Apesar de não ser um problema novo, tem escalado nos últimos anos. No Legislativo, particularmente, não é raro que debates passem da discussão de ideias e pontos de vista para ataques pessoais, agressivos e que se sustentam em declarações que objetivam unicamente depreciar a mulher.
Em março, na Câmara de Vitória, o vereador Gilvan da Federal (PL) mandou a colega Camila Valadão (Psol) calar a boca; um ano antes, já tinha a acusado de se vestir de maneira inadequada.
A vereadora Karla Coser (PT) também enfrenta hostilidade de outros parlamentares na Câmara da Capital. Em um episódio recente, no mês passado, suas falas foram desqualificadas por Luiz Emanoel (Cidadania) e pelo presidente da Casa, Davi Esmael (PSD), após se manifestar sobre o caso da criança de Santa Catarina, vítima de estupro, e o fato da Justiça não lhe assegurar o direito ao aborto, previsto em lei. "Mimada", "sem noção" e "você não é mãe" foram os termos usados em vez de argumentos para debater o tema.
Na mesma época, a vereadora da Serra Raphaela Moraes (Rede) foi chamada de "oportunista" e "hipócrita" por Pablo Muribeca (Podemos) após relatar uma situação experimentada em uma unidade de saúde do município.
Autora do projeto que deu origem à lei, sancionada nesta semana pelo governador Renato Casagrande (PSB), a deputada estadual Iriny Lopes (PT) disse que não houve um caso pontual que a tivesse motivado a propor a criação do estatuto, mas as reiteradas manifestações do público feminino com o qual mantém contato em seu mandato.
"Nas reuniões de grupos de mulheres de que participo, sempre a mesma discussão: são mulheres vítimas de perseguição política; são aquelas que querem entrar na vida política e não conseguem, porque não dão espaço; são as detentoras de mandatos intimidadas. Tem vereadora no interior que nem sequer faz denúncia, dada a perseguição que existe", aponta Iriny.
Perguntada se houve um agravamento na situação ou se, no momento, está havendo mais denúncias, a deputada responde sim às duas questões. Para ela, há um recrudescimento dos casos, ao mesmo tempo em que mais mulheres decidem tornar público o abuso sofrido.
Após aprovação da Assembleia Legislativa e sanção do governador, o estatuto torna-se mais um instrumento de combate à violência política de gênero, na avaliação da vice-governadora Jacqueline Moraes (PSB) — ela mesma vítima recorrente de ataques.

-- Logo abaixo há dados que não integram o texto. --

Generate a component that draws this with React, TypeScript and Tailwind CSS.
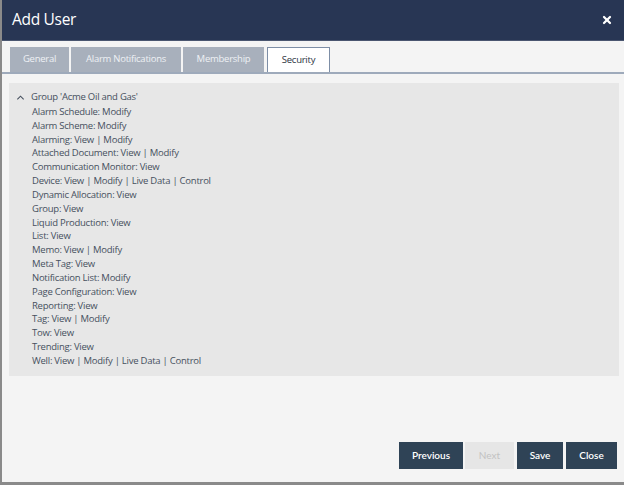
import { X } from 'lucide-react';

const tabs = ['General', 'Alarm Notifications', 'Membership', 'Security'];

const perms = [
  'Alarm Schedule: Modify',
  'Alarm Scheme: Modify',
  'Alarming: View | Modify',
  'Attached Document: View | Modify',
  'Communication Monitor: View',
  'Device: View | Modify | Live Data | Control',
  'Dynamic Allocation: View',
  'Group: View',
  'Liquid Production: View',
  'List: View',
  'Memo: View | Modify',
  'Meta Tag: View',
  'Notification List: Modify',
  'Page Configuration: View',
  'Reporting: View',
  'Tag: View | Modify',
  'Tow: View',
  'Trending: View',
  'Well: View | Modify | Live Data | Control',
];

const tabWidths: Record<string, string> = {
  General: 'w-[59px]',
  'Alarm Notifications': 'w-[110px]',
  Membership: 'w-[81px]',
  Security: 'w-[63px]',
};

export default function App() {
  return (
    <div className="w-[624px] h-[485px] flex flex-col bg-[#f4f4f4] border-l-2 border-b-[3px] border-[#8a8a8a] font-['Open_Sans',sans-serif] overflow-hidden">
      <div className="h-[41px] shrink-0 bg-[#283654] flex items-center justify-between pl-[10px] pr-[11px] border-b border-[#4a5670]">
        <h1 className="text-[15.5px] text-white tracking-[-0.3px]">Add User</h1>
        <X className="w-[12px] h-[12px] text-white" strokeWidth={4.5} />
      </div>

      <div className="mt-[6px] flex items-end gap-[2px] pl-[8px] border-b-2 border-[#9eaabb] h-[27px]">
        {tabs.map((t) => {
          const active = t === 'Security';
          return (
            <div
              key={t}
              className={
                (active
                  ? 'h-[25px] flex items-center justify-center bg-white border border-b-0 border-[#7d8ea6] text-[#2b3440] text-[9.5px] tracking-[-0.25px] ml-[1px] '
                  : 'h-[25px] flex items-center justify-center bg-[#a8b0bc] text-[#eef1f5] text-[9.5px] tracking-[-0.25px] ') + tabWidths[t]
              }
            >
              {t}
            </div>
          );
        })}
      </div>

      <div className="mt-[9px] ml-[7px] mr-[5px] h-[293px] bg-[#e7e7e7] pt-[7px] pl-[7px] text-[#46505e] text-[9.5px] tracking-[-0.25px]">
        <div className="flex items-center leading-[14px]">
          <svg className="w-[9px] h-[9px] mr-[6px]" viewBox="0 0 10 10" fill="none" stroke="#46505e" strokeWidth="1.2">
            <path d="M1.5 7 L5 3.5 L8.5 7" />
          </svg>
          <span>Group 'Acme Oil and Gas'</span>
        </div>
        <div className="pl-[16px] mt-[1px] flex flex-col">
          {perms.map((p) => (
            <div key={p} className="leading-[13.83px]">
              {p}
            </div>
          ))}
        </div>
      </div>

      <div className="flex-1 flex items-end justify-end pr-[7px] pb-[13px] font-['Lato',sans-serif]">
        <button className="h-[27px] w-[64px] bg-[#2f4356] text-white text-[10px] font-semibold">Previous</button>
        <button className="h-[27px] w-[49px] ml-[2px] bg-[#e6e6e6] text-[#c2c2c2] text-[10px]">Next</button>
        <button className="h-[27px] w-[46px] ml-[3px] bg-[#2f4356] text-white text-[10px] font-semibold">Save</button>
        <button className="h-[27px] w-[51px] ml-[3px] bg-[#2f4356] text-white text-[10px] font-semibold">Close</button>
      </div>
    </div>
  );
}
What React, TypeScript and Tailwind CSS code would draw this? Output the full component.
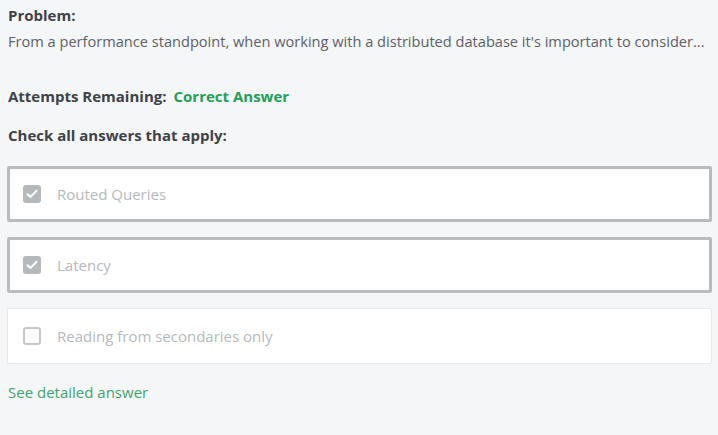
import React from "react";

const Check = ({ checked }: { checked: boolean }) =>
  checked ? (
    <span className="flex h-[18px] w-[18px] items-center justify-center rounded-[3px] bg-[#b4b9bd]">
      <svg width="12" height="10" viewBox="0 0 12 10" fill="none">
        <path d="M1.5 5.2 L4.5 8 L10.5 1.8" stroke="white" strokeWidth="2" strokeLinecap="round" strokeLinejoin="round" />
      </svg>
    </span>
  ) : (
    <span className="block h-[18px] w-[18px] rounded-[3px] border-2 border-[#c4c7ca] bg-white" />
  );

const Option = ({ label, checked }: { label: string; checked: boolean }) => (
  <div
    className={
      checked
        ? "flex h-[56px] items-center rounded-[2px] border-[3px] border-[#b8bcbf] bg-white pl-[13px]"
        : "flex h-[56px] items-center rounded-[2px] border border-[#e6e8ea] bg-white pl-[15px]"
    }
  >
    <Check checked={checked} />
    <span className="ml-[16px] text-[15px] text-[#b5b9bd]">{label}</span>
  </div>
);

export default function App() {
  return (
    <div
      className="h-[435px] w-[718px] bg-[#f5f6f7] px-[7px] pt-[4px]"
      style={{ fontFamily: "'Open Sans', Lato, sans-serif" }}
    >
      <div className="pl-px text-[15px] font-bold leading-[22px] text-[#3e4249]">Problem:</div>
      <div className="mt-[4px] pl-px text-[14.6px] leading-[22px] text-[#5d6168] whitespace-nowrap">
        From a performance standpoint, when working with a distributed database it's important to consider...
      </div>
      <div className="mt-[33px] flex pl-px text-[15px] font-bold leading-[22px]">
        <span className="text-[#3e4249]">Attempts Remaining:</span>
        <span className="ml-[7px] text-[#21a058]">Correct Answer</span>
      </div>
      <div className="mt-[17px] pl-px text-[15px] font-bold leading-[22px] text-[#3e4249]">
        Check all answers that apply:
      </div>
      <div className="mt-[20px] flex w-[705px] flex-col gap-[15px]">
        <Option label="Routed Queries" checked />
        <Option label="Latency" checked />
        <Option label="Reading from secondaries only" checked={false} />
      </div>
      <div className="mt-[17px] pl-px text-[15px] leading-[22px] text-[#3fa46c]">See detailed answer</div>
    </div>
  );
}
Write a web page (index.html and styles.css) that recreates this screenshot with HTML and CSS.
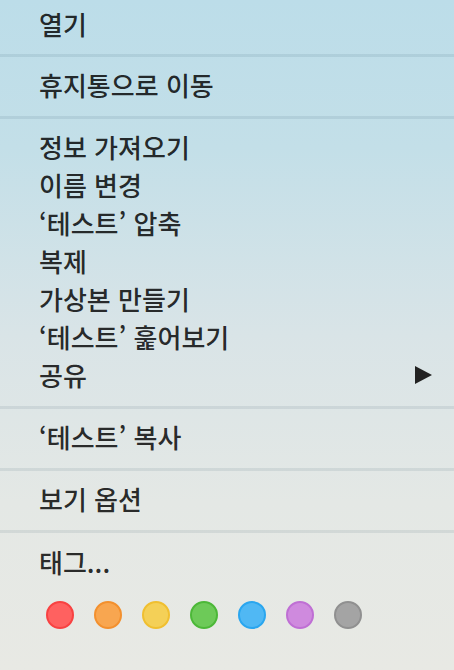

"O estatuto deu uma completude à lei federal (14.192/21), que foi criada, mas não teve regulamentação. Muito importante que esse debate tenha sido levado para a Assembleia. Agora, com a sanção, mostra que também é a posição do governo, que com certeza vai ter reflexo nos municípios."
A nova lei passou a valer nesta segunda-feira (25). Além de se propor a conter comportamentos violentos que afetam as mulheres no exercício de atividade parlamentar e de funções públicas, pretende ainda assegurar os direitos políticos delas e desenvolver iniciativas para erradicar o assédio e a violência política. Para aplicação da legislação, serão adotadas as seguintes definições:
A caracterização da violência pode anular atos praticados por mulheres nessas condições, segundo o estatuto, e um procedimento administrativo deve ser aberto para responsabilização do autor. As denúncias podem ser apresentadas pela vítima, familiares ou outras pessoas, desde que observados o desejo e a anuência da mulher denunciante em todo o processo.
De acordo com informações da comunicação do governo do Estado, a lei é autoaplicável e não carece de regulamentação, pois contém todos os quesitos necessários para sua efetivação. "Eventuais infrações serão apuradas em Procedimentos Administrativos Disciplinares, na forma já regulamentada pelos entes públicos (Assembleia Legislativa e Câmaras Municipais)", diz a nota.
Juliane de Araújo Barroso, subsecretária estadual de Políticas para Mulheres, observa que o estatuto foi consolidado de maneira mais detalhada do que a lei federal, apontando situações corriqueiras, algumas até mesmo normalizadas, por que passam as mulheres no cenário público e político.
Em sua opinião, a nova lei é um avanço ao que já havia sido estabelecido em âmbito federal, e ela defende que os gestores se apropriem desse conhecimento para definir as medidas que precisam ser adotadas em caso de assédio e violência em seus espaços. "Para que seja possível apurar da melhor forma e, conforme o resultado, definir as sanções." Juliane Barroso diz ainda que a gestão precisa criar alternativas para coibir a prática violenta contra as mulheres e também promover ações educativas para disseminar a cultura da não-violência.